Blades of Glory: Lee Brings the Old West to the Ming Dynasty
Hong Kong filmmaker Daniel Lee’s 2010 film, 14 Blades is at last making its way to US soil this summer. It’s been a curiously long wait considering the film plays like a genre hybrid of Western gunslinger cinema and martial arts aesthetics, and Lee has gone on to direct two other features since completing this one. Amassed with bountiful action sequences and handsome visuals, the expertly utilized special effects will be reason enough for genre fans to enjoy the film. But at a running time of nearly two hours and a slim narrative, the film outweighs its welcome for those hoping for a bit more substance.
Sometime during the Ming Dynasty, a group of assassin warriors known as the Jinyiwei serve the emperor’s will. It’s explained that the Jinyiwei can either represent a help or a terror to the people if they’re at the disposal of a “fatuous” ruler.

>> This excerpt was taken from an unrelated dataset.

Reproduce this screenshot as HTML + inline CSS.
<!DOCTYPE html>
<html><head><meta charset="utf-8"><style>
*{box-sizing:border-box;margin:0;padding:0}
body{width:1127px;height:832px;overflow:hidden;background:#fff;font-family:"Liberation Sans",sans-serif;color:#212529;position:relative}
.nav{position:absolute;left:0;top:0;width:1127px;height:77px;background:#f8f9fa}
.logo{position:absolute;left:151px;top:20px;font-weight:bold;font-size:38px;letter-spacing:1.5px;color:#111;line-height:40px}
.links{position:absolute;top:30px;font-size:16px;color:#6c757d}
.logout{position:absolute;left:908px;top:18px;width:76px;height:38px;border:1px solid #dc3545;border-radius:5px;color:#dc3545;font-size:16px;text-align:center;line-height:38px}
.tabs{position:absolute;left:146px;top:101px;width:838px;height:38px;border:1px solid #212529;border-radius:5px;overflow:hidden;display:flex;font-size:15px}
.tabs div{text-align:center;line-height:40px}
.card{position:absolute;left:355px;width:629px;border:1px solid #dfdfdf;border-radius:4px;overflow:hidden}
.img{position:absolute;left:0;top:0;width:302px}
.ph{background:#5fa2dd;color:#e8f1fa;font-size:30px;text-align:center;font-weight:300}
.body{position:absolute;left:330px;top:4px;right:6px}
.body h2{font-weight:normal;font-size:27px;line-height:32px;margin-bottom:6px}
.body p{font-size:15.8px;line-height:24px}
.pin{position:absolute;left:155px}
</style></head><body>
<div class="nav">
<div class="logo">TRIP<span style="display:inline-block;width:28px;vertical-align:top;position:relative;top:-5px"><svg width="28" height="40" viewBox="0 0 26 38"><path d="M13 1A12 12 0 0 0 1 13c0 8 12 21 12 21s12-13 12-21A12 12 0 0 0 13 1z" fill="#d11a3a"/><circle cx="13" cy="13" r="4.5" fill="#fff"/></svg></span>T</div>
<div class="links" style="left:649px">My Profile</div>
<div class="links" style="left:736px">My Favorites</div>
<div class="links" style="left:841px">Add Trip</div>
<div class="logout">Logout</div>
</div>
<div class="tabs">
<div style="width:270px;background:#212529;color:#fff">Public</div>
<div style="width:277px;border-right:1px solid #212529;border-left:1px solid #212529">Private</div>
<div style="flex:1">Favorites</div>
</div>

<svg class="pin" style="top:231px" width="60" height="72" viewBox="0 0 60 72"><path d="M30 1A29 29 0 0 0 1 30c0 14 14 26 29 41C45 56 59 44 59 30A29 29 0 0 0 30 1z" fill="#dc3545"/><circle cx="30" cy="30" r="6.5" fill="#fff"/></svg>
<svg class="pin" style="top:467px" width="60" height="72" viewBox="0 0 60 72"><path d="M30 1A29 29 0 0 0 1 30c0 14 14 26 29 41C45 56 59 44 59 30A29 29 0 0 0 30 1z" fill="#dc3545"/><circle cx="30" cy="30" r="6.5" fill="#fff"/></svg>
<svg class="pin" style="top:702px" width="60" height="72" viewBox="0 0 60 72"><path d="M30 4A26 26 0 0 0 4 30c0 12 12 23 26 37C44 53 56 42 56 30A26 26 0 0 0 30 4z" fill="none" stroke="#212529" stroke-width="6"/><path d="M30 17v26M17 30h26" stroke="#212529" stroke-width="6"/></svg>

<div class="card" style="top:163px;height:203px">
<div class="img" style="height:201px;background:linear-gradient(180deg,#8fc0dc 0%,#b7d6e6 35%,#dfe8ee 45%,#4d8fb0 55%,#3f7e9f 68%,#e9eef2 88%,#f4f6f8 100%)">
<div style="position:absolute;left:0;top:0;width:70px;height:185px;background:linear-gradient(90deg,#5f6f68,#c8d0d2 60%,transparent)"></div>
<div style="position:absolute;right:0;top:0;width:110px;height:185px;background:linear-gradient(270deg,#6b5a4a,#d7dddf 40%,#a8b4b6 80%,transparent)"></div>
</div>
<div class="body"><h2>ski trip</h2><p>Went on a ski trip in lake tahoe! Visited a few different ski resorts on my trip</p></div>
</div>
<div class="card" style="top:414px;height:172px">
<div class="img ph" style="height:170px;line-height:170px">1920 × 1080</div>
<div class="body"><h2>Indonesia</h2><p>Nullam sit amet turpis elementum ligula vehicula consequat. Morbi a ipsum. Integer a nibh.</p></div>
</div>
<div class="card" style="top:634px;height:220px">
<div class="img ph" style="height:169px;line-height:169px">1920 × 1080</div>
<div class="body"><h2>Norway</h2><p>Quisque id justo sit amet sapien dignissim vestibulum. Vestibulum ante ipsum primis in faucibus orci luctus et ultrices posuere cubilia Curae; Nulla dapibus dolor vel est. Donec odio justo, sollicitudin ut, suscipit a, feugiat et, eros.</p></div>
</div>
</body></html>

One of these warriors is Qinglong (Donnie Yen), and the eponymous weapons are his personal shanks, each having their own specific task. He’s been tasked with keeping the royal seal from falling into the hands of a rebel force led by Prince Qing (Sammo Hung). If the Prince stamps the seal on this sacred scroll, his men will enter the city and the country will be subjected to civil war. But Qinglong is wrongly framed and he is forced to set out alone to uncover the true criminals, but he’s trailed by the formidable warrior, Tou Tou (Kate Tsui). Attempting to cross the border, Qinglong runs into a group of bandits led by Qiao Yong (Wu Ma), who help Qinglong in battle. Instead of paying them back, Qinglong kidnaps Yong’s daughter, Quio Hua (Zhao Wei). While in captivity, she proves to be a beneficial asset to Qinglong, and soon, they have developed a mutual attraction to one another.

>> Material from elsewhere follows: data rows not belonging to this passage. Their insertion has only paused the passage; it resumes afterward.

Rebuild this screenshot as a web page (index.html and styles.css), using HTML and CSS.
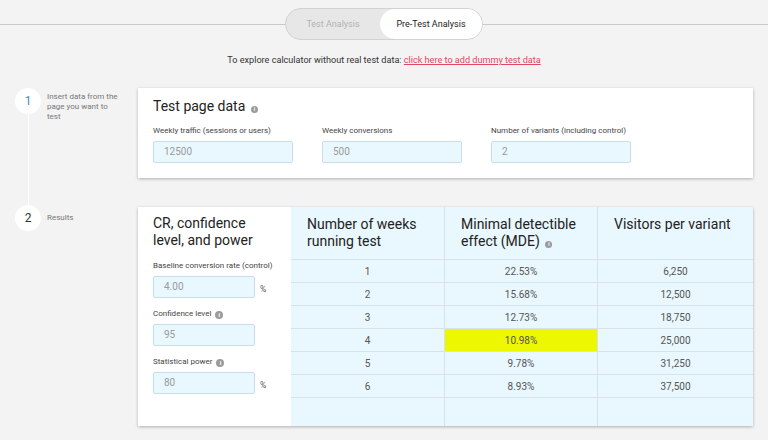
FILE: index.html
```html
<!DOCTYPE html>
<html>
<head>
<meta charset="utf-8">
<link rel="stylesheet" href="styles.css">
</head>
<body>
<div class="topbar">
  <span class="rule"></span>
  <div class="toggle">
    <span class="tab">Test Analysis</span>
    <span class="tab active">Pre-Test Analysis</span>
  </div>
  <span class="rule"></span>
</div>
<p class="hint">To explore calculator without real test data: <a href="#">click here to add dummy test data</a></p>

<div class="steps">
  <div class="step step-first">
    <div class="marker"><span class="num num-blue">1</span><span class="line"></span></div>
    <div class="step-label">Insert data from the page you want to test</div>
    <div class="card card-data">
      <h2 class="card-title">Test page data <span class="info info-sm">i</span></h2>
      <div class="fields">
        <div class="field">
          <label class="label">Weekly traffic (sessions or users)</label>
          <div class="input">12500</div>
        </div>
        <div class="field">
          <label class="label">Weekly conversions</label>
          <div class="input">500</div>
        </div>
        <div class="field">
          <label class="label">Number of variants (including control)</label>
          <div class="input">2</div>
        </div>
      </div>
    </div>
  </div>

  <div class="step">
    <div class="marker"><span class="num">2</span></div>
    <div class="step-label step-label-2">Results</div>
    <div class="card card-results">
      <div class="side">
        <h2 class="card-title side-title">CR, confidence level, and power</h2>
        <div class="sfield">
          <label class="label">Baseline conversion rate (control)</label>
          <div class="inrow"><div class="input input-sm">4.00</div><span class="unit">%</span></div>
        </div>
        <div class="sfield">
          <label class="label">Confidence level <span class="info">i</span></label>
          <div class="inrow"><div class="input input-sm">95</div></div>
        </div>
        <div class="sfield">
          <label class="label">Statistical power <span class="info">i</span></label>
          <div class="inrow"><div class="input input-sm">80</div><span class="unit">%</span></div>
        </div>
      </div>
      <div class="table">
        <div class="cell head">Number of weeks running test</div>
        <div class="cell head">Minimal detectible effect (MDE) <span class="info info-sm">i</span></div>
        <div class="cell head last">Visitors per variant</div>

        <div class="cell">1</div><div class="cell">22.53%</div><div class="cell last">6,250</div>
        <div class="cell">2</div><div class="cell">15.68%</div><div class="cell last">12,500</div>
        <div class="cell">3</div><div class="cell">12.73%</div><div class="cell last">18,750</div>
        <div class="cell">4</div><div class="cell hl">10.98%</div><div class="cell last">25,000</div>
        <div class="cell">5</div><div class="cell">9.78%</div><div class="cell last">31,250</div>
        <div class="cell">6</div><div class="cell">8.93%</div><div class="cell last">37,500</div>

        <div class="cell end"></div><div class="cell end"></div><div class="cell end last"></div>
      </div>
    </div>
  </div>
</div>
</body>
</html>
```
FILE: styles.css
```css
* { box-sizing: border-box; }
html, body { margin: 0; padding: 0; }
body {
  width: 768px;
  height: 440px;
  overflow: hidden;
  background: #f3f3f3;
  font-family: Roboto, "Liberation Sans", sans-serif;
  color: #333;
}

.topbar {
  display: flex;
  align-items: center;
  margin-top: 8px;
  height: 32px;
}
.rule { flex: 1; height: 1px; background: #c9c9c9; }
.toggle {
  width: 198px;
  height: 32px;
  display: flex;
  background: #e7e7e7;
  border: 1px solid #d2d2d2;
  border-radius: 16px;
}
.tab {
  display: flex;
  align-items: center;
  justify-content: center;
  font-size: 9px;
  color: #b3b3b3;
  flex: 0 0 94px;
}
.tab.active {
  flex: 1;
  background: #fff;
  color: #222;
  border-radius: 16px;
}

.hint {
  margin: 14px 0 0;
  text-align: center;
  font-size: 9.1px;
  line-height: 12px;
  color: #333;
}
.hint a { color: #e0485f; text-decoration: underline; }

.steps { margin-top: 22px; }
.step {
  display: grid;
  grid-template-columns: 26px 97px 615px;
  padding-left: 15px;
  align-items: start;
}
.step-first { padding-bottom: 29px; align-items: stretch; }
.step-first .card { align-self: start; }
.marker {
  display: flex;
  flex-direction: column;
  align-items: center;
}
.step:not(.step-first) .marker { margin-top: -2px; }
.num {
  width: 26px;
  height: 26px;
  border-radius: 50%;
  background: #fff;
  display: flex;
  align-items: center;
  justify-content: center;
  font-size: 12px;
  color: #333;
}
.num-blue { color: #4a8ab5; }
.line { flex: 1; width: 1px; background: #fff; margin-bottom: -31px; }
.step-label {
  width: 82px;
  padding: 4px 0 0 6px;
  font-size: 8px;
  line-height: 10px;
  color: #777;
}
.step-label-2 { padding-top: 6px; }

.card {
  background: #fff;
  box-shadow: 0 1px 3px rgba(0,0,0,0.28);
}
.card-data { padding: 8px 15px 15px; }
.card-title {
  margin: 0;
  font-size: 14px;
  line-height: 20px;
  font-weight: 400;
  color: #222;
}
.fields { display: flex; gap: 29px; margin-top: 9px; }
.field { width: 140px; }
.label {
  display: block;
  font-size: 8px;
  line-height: 12px;
  color: #444;
  margin-bottom: 4px;
  white-space: nowrap;
}
.input {
  height: 22px;
  background: #e9f7fe;
  border: 1px solid #c9dde8;
  border-radius: 2px;
  padding-left: 10px;
  font-size: 10px;
  line-height: 20px;
  color: #9a9a9a;
}

.info {
  display: inline-block;
  width: 8px;
  height: 8px;
  border-radius: 50%;
  background: #9b9b9b;
  color: #fff;
  font-size: 6px;
  line-height: 8px;
  text-align: center;
  font-weight: 700;
  vertical-align: -1px;
  margin-left: 2px;
}
.info-sm { width: 7px; height: 7px; font-size: 5px; line-height: 7px; vertical-align: 0; }

.card-results {
  display: grid;
  grid-template-columns: 153px 1fr;
  height: 219px;
}
.side { padding: 8px 15px 0; }
.side-title { line-height: 17px; margin-bottom: 11px; }
.sfield { margin-bottom: 10px; }
.inrow { display: flex; align-items: center; }
.input-sm { width: 102px; }
.unit { font-size: 8.5px; color: #555; margin-left: 5px; padding-top: 4px; }

.table {
  display: grid;
  grid-template-columns: 154px 153px 1fr;
  grid-template-rows: 53px repeat(6, 23px) 1fr;
  background: #e9f7fe;
}
.cell {
  border-right: 1px solid #d8e3e8;
  border-bottom: 1px solid #d8e3e8;
  font-size: 10px;
  color: #555;
  display: flex;
  align-items: center;
  justify-content: center;
}
.cell.last { border-right: none; }
.cell.end { border-bottom: none; }
.cell.head {
  display: block;
  padding: 9px 12px 0 16px;
  font-size: 14px;
  line-height: 17px;
  color: #222;
}
.cell.hl { background: #ecf700; color: #555; }
```
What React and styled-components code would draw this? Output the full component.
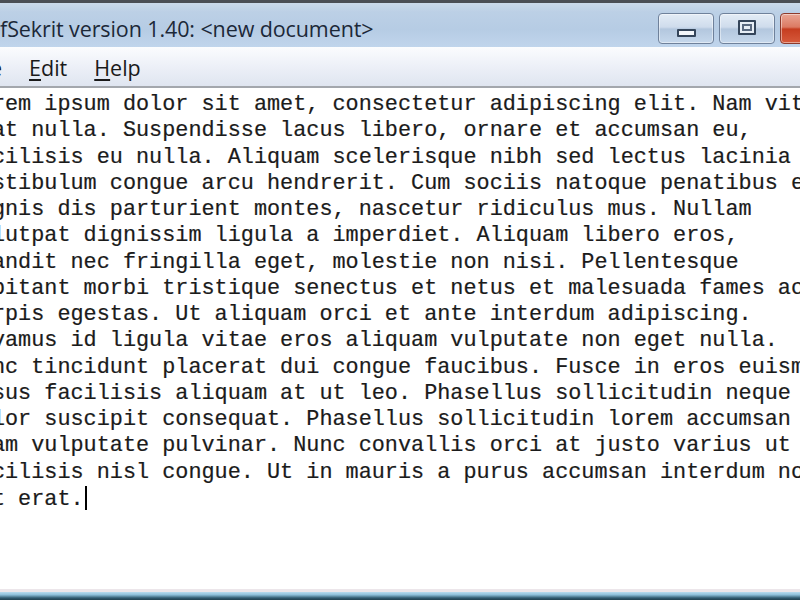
import React from "react";
import styled, { createGlobalStyle } from "styled-components";

const GlobalStyle = createGlobalStyle`
  html, body {
    margin: 0;
    padding: 0;
    background: #fff;
  }
  body {
    overflow: hidden;
  }
`;

const lines = [
  "Lorem ipsum dolor sit amet, consectetur adipiscing elit. Nam vitae",
  "erat nulla. Suspendisse lacus libero, ornare et accumsan eu,",
  "facilisis eu nulla. Aliquam scelerisque nibh sed lectus lacinia",
  "Vestibulum congue arcu hendrerit. Cum sociis natoque penatibus et",
  "magnis dis parturient montes, nascetur ridiculus mus. Nullam",
  "volutpat dignissim ligula a imperdiet. Aliquam libero eros,",
  "blandit nec fringilla eget, molestie non nisi. Pellentesque",
  "habitant morbi tristique senectus et netus et malesuada fames ac",
  "turpis egestas. Ut aliquam orci et ante interdum adipiscing.",
  "Vivamus id ligula vitae eros aliquam vulputate non eget nulla.",
  "Nunc tincidunt placerat dui congue faucibus. Fusce in eros euismod",
  "risus facilisis aliquam at ut leo. Phasellus sollicitudin neque",
  "dolor suscipit consequat. Phasellus sollicitudin lorem accumsan",
  "diam vulputate pulvinar. Nunc convallis orci at justo varius ut",
  "facilisis nisl congue. Ut in mauris a purus accumsan interdum non",
  "sit erat.",
];

export default function App() {
  return (
    <>
      <GlobalStyle />
      <Window>
        <TitleBar>
          <Title>fSekrit version 1.40: &lt;new document&gt;</Title>
          <Controls>
            <CaptionButton aria-label="Minimize">
              <MinGlyph />
            </CaptionButton>
            <CaptionButton aria-label="Maximize">
              <MaxGlyph />
            </CaptionButton>
            <CaptionButton aria-label="Close" $close>
              <CloseGlyph>✕</CloseGlyph>
            </CaptionButton>
          </Controls>
        </TitleBar>

        <MenuBar>
          <MenuItem $first>
            <u>F</u>ile
          </MenuItem>
          <MenuItem>
            <u>E</u>dit
          </MenuItem>
          <MenuItem>
            <u>H</u>elp
          </MenuItem>
        </MenuBar>

        <Editor>
          <Text>
            {lines.join("\n")}
            <Caret />
          </Text>
        </Editor>

        <BottomFrame />
      </Window>
    </>
  );
}

const Window = styled.div`
  width: 800px;
  height: 600px;
  display: flex;
  flex-direction: column;
  overflow: hidden;
  background: #fff;
`;

const TitleBar = styled.div`
  flex: none;
  height: 38px;
  padding-top: 6px;
  border-top: 3px solid #4b4f55;
  display: flex;
  align-items: center;
  overflow: hidden;
  background: linear-gradient(
    to bottom,
    #cbdaea 0%,
    #bcd0e6 20%,
    #b6cce4 60%,
    #c0d5ec 100%
  );
`;

const Title = styled.div`
  flex: 1;
  min-width: 0;
  white-space: nowrap;
  font-family: "Open Sans", "Noto Sans", sans-serif;
  font-size: 21.5px;
  color: #1c2838;
  letter-spacing: -0.1px;
`;

const Controls = styled.div`
  flex: none;
  display: flex;
  gap: 5px;
  margin-right: -40px;
`;

const CaptionButton = styled.div`
  width: ${(p) => (p.$close ? "60px" : "56px")};
  height: 31px;
  box-sizing: border-box;
  border: 1px solid ${(p) => (p.$close ? "#8d3a2c" : "#6f819b")};
  border-radius: 4px;
  display: flex;
  align-items: center;
  justify-content: center;
  box-shadow: inset 0 0 0 1px rgba(255, 255, 255, 0.45);
  background: ${(p) =>
    p.$close
      ? "linear-gradient(to bottom, #e9a594 0%, #dc7a63 45%, #c63d20 52%, #d65a3c 100%)"
      : "linear-gradient(to bottom, #e3ecf6 0%, #cfdcec 45%, #b3c7de 52%, #c6d8ec 100%)"};
`;

const MinGlyph = styled.div`
  width: 15px;
  height: 4px;
  margin-top: 10px;
  border: 2px solid #34455a;
  border-radius: 1px;
  background: #f3f6fa;
`;

const MaxGlyph = styled.div`
  width: 14px;
  height: 11px;
  margin-bottom: 2px;
  border: 2px solid #34455a;
  border-radius: 1px;
  background: #e7eef6;
  box-shadow: inset 0 0 0 2px #e7eef6, inset 0 0 0 4px #5a6a80;
`;

const CloseGlyph = styled.span`
  font-family: "DejaVu Sans", sans-serif;
  font-size: 20px;
  font-weight: bold;
  color: #fff;
  text-shadow: 0 0 2px #7a2010;
`;

const MenuBar = styled.div`
  flex: none;
  height: 37px;
  padding-top: 2px;
  display: flex;
  align-items: center;
  gap: 27px;
  border-bottom: 2px solid #a3a7ad;
  background: linear-gradient(to bottom, #fbfcfe 0%, #eef1f8 45%, #dfe5f0 100%);
`;

const MenuItem = styled.div`
  margin-left: ${(p) => (p.$first ? "-32px" : "0")};
  font-family: "Open Sans", "Noto Sans", sans-serif;
  font-size: 21.5px;
  color: #1a1a1a;
  white-space: nowrap;

  u {
    text-underline-offset: 3px;
    text-decoration-thickness: 1.5px;
  }
`;

const Editor = styled.div`
  flex: 1;
  min-height: 0;
  overflow: hidden;
  padding-top: 4px;
  background: #fff;
`;

const Text = styled.div`
  margin-left: -34.3px;
  white-space: pre;
  font-family: "Courier New", "Liberation Mono", monospace;
  font-size: 21.83px;
  line-height: 26.27px;
  color: #1b1b1b;
  -webkit-text-stroke: 0.2px #1b1b1b;
`;

const Caret = styled.span`
  display: inline-block;
  width: 2px;
  height: 24px;
  margin-left: 1px;
  vertical-align: -5px;
  background: #000;
`;

const BottomFrame = styled.div`
  flex: none;
  height: 8px;
  border-top: 3px solid #ece6ea;
  background: linear-gradient(to bottom, #b8dbee 0%, #8dbfd9 35%, #2f5a70 75%, #22404f 100%);
`;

If anything, 14 Blades is a star vehicle for Yen, currently in the midst of a popular resurgence, his mysterious Qinglong is a veritable man with no name, his moniker simply a nick name bestowed upon him for the necessity of reference. If his romantic subplot with Zhao Wei (of Stephen Chow’s Shaolin Soccer) is serviceable at best, the actress often seems incorrectly styled for the distinct period piece. Likewise, Kate Tsui’s impressive Tuo Tuo never quite registers as a lethal foe, her presence seeming rather an afterthought that could be trimmed from the film. That said, the fight sequences featuring Tuo Tuo are often the most visually arresting—if only the seemed to serve an additional purpose.

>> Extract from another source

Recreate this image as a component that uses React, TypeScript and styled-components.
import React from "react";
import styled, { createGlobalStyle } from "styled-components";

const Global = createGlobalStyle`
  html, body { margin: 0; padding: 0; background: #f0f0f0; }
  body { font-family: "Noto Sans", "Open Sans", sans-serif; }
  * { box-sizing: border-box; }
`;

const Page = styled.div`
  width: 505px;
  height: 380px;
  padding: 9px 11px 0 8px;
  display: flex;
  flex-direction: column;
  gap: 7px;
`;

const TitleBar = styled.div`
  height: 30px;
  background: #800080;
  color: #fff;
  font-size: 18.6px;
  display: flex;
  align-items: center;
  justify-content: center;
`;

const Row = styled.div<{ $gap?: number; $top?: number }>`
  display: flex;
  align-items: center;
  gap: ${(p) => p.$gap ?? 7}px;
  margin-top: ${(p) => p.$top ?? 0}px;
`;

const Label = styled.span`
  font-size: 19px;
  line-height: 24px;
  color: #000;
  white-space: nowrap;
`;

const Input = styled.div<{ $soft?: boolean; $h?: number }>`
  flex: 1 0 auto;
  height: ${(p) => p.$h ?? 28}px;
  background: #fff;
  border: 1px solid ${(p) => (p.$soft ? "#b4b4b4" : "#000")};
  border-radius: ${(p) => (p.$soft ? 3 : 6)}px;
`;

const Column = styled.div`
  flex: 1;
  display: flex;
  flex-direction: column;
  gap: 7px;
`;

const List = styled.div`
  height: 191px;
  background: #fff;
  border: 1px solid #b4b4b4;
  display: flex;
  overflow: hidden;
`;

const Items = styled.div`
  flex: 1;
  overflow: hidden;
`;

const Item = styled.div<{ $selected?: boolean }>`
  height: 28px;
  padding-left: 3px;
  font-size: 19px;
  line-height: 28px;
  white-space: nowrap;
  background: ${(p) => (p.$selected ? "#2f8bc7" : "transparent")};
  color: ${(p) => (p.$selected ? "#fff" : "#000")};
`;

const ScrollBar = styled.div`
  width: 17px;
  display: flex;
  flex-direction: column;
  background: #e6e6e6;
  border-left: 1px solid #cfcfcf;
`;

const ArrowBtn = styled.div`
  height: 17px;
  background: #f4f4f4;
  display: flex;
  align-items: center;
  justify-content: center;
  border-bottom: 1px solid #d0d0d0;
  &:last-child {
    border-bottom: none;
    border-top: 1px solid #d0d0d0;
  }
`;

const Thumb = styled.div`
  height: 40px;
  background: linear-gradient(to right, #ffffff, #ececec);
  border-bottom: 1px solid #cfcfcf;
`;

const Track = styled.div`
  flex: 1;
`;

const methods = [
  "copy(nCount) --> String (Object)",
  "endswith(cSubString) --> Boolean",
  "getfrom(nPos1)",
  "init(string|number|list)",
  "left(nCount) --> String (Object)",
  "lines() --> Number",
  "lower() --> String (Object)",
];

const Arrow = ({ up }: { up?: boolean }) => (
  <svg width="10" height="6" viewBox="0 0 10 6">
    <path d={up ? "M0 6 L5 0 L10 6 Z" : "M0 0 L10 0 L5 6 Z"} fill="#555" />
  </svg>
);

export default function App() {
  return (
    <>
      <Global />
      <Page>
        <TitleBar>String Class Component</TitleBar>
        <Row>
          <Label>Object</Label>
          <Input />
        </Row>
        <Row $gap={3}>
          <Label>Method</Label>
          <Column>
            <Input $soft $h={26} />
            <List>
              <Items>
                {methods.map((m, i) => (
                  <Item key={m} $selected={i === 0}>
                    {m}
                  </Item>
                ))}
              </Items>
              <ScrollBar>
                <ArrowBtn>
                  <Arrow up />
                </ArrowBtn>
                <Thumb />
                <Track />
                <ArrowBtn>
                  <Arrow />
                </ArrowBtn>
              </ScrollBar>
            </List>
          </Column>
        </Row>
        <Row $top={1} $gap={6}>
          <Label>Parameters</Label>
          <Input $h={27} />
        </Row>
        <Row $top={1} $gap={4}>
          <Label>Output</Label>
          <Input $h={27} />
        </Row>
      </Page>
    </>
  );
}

It should be noted that starring as the leader of the bandits is one of the most well-known faces of Hong Kong cinema, Wu Ma. He would appear in nearly twenty additional titles after this (with nearly 250 titles altogether, including over forty of his own directorial efforts) before dying in early 2014. Altogether too simplistic to register as anything more than a template upon which to transpose its excessive and often meticulous fight sequences, 14 Blades will most likely only entertain its core audience of martial arts aficionados. But kudos to anyone who can recall the intended purpose for each blade.